DATA SECTION ▸

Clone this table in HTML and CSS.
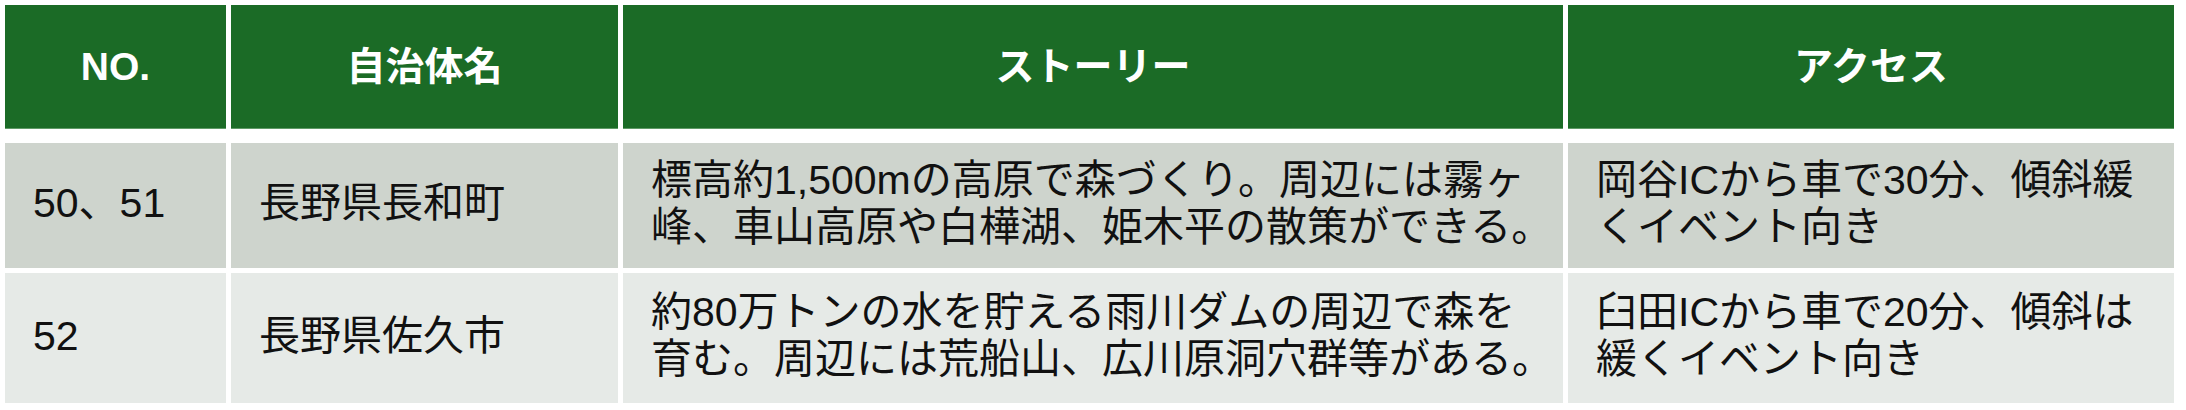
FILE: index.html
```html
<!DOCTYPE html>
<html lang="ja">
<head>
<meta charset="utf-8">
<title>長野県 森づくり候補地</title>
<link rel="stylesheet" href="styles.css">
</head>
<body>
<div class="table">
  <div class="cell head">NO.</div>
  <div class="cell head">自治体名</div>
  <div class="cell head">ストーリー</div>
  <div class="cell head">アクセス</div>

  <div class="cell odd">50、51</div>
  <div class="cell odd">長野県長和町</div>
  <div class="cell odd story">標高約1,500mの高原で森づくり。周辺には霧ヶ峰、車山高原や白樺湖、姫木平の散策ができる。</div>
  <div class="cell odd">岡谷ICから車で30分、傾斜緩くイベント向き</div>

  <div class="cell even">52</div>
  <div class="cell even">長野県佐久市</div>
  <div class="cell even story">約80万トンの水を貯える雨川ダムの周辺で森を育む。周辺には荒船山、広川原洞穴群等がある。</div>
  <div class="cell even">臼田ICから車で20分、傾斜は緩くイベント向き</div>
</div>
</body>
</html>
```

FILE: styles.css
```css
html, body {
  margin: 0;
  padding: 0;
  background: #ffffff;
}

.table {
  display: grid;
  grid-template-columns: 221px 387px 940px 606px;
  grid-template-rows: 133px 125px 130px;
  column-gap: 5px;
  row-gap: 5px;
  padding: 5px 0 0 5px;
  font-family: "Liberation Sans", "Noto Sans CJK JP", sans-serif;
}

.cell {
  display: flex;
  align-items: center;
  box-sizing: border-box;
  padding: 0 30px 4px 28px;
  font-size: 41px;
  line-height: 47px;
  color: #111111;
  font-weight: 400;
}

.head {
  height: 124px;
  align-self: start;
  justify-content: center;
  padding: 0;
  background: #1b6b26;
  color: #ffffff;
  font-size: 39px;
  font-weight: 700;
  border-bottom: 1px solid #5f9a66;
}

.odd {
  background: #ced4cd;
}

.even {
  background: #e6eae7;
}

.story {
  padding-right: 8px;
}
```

DIRECTIONS ▸ Pull out every line above that holds the word "table".

COMPLETE ANSWER ▸
Clone this table in HTML and CSS.
<div class="table">
.table {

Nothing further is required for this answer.